10.03.2010
A tax levied on every deal struck by the financial industry would curb the excessive power of Wall Street, help repair the damage caused to public finances by the recession and go some way towards meeting the developed world’s commitments to poorer countries, a leading US economist has suggested.
Jeffrey Sachs (pictured), economics professor at Columbia University in New York, told an audience at the Royal Society of Arts in London yesterday that a so-called ‘Robin Hood’ tax of 0.5pc on every financial deal would allow the world to gain control over bankers and make sure they pay the right amount of tax, the Guardian reports.

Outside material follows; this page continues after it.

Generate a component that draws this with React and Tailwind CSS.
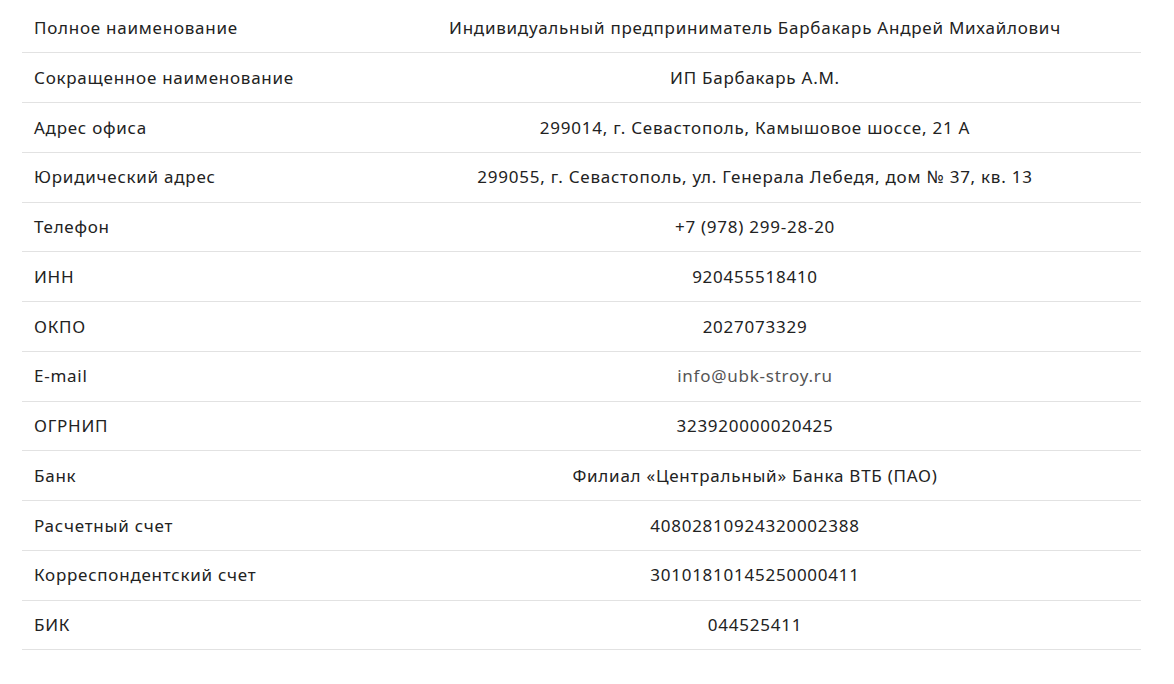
import React from 'react';

const rows = [
    ['Полное наименование', 'Индивидуальный предприниматель Барбакарь Андрей Михайлович'],
    ['Сокращенное наименование', 'ИП Барбакарь А.М.'],
    ['Адрес офиса', '299014, г. Севастополь, Камышовое шоссе, 21 А'],
    ['Юридический адрес', '299055, г. Севастополь, ул. Генерала Лебедя, дом № 37, кв. 13'],
    ['Телефон', '+7 (978) 299-28-20'],
    ['ИНН', '920455518410'],
    ['ОКПО', '2027073329'],
    ['E-mail', 'info@ubk-stroy.ru', true],
    ['ОГРНИП', '323920000020425'],
    ['Банк', 'Филиал «Центральный» Банка ВТБ (ПАО)'],
    ['Расчетный счет', '40802810924320002388'],
    ['Корреспондентский счет', '30101810145250000411'],
    ['БИК', '044525411'],
];

const App = () => {
    return (
        <div className="min-h-[684px] bg-white pt-[3.5px]" style={{ fontFamily: '"Noto Sans", "Open Sans", sans-serif' }}>
            <div className="ml-[22px] w-[1119px]">
                {rows.map(([label, value, isLink]) => (
                    <div key={label} className="grid grid-cols-[347px_1fr] items-center h-[49.75px] border-b border-[#e2e2e2] text-[17px] tracking-[0.75px] text-[#222]">
                        <div className="pl-[12px]">{label}</div>
                        <div className={`text-center ${isLink ? 'text-[#555]' : ''}`}>{value}</div>
                    </div>
                ))}
            </div>
        </div>
    );
};

export default App;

Sachs was unequivocal about the debt bankers owe to governments and taxpayers worldwide. He pointed out that Wall Street had the most profitable year in its history in 2009, making profits of US$55bn in the midst of the biggest downturn since the Great Depression. He also noted that such profits had only been possible because of taxpayer bailouts and the zero interest-rate policy pursued by the US Federal Reserve.
“Bankers are brazenly smirking as they pocket large amounts of our money,” Sachs said.
The US economist also urged Europe to put pressure on the US to introduce a tax on financial transactions, and suggested that if Europe did run into a brick wall in trying to convince the US of the merits of such a tax it should go ahead with the measure anyway in a “coalition of the willing”.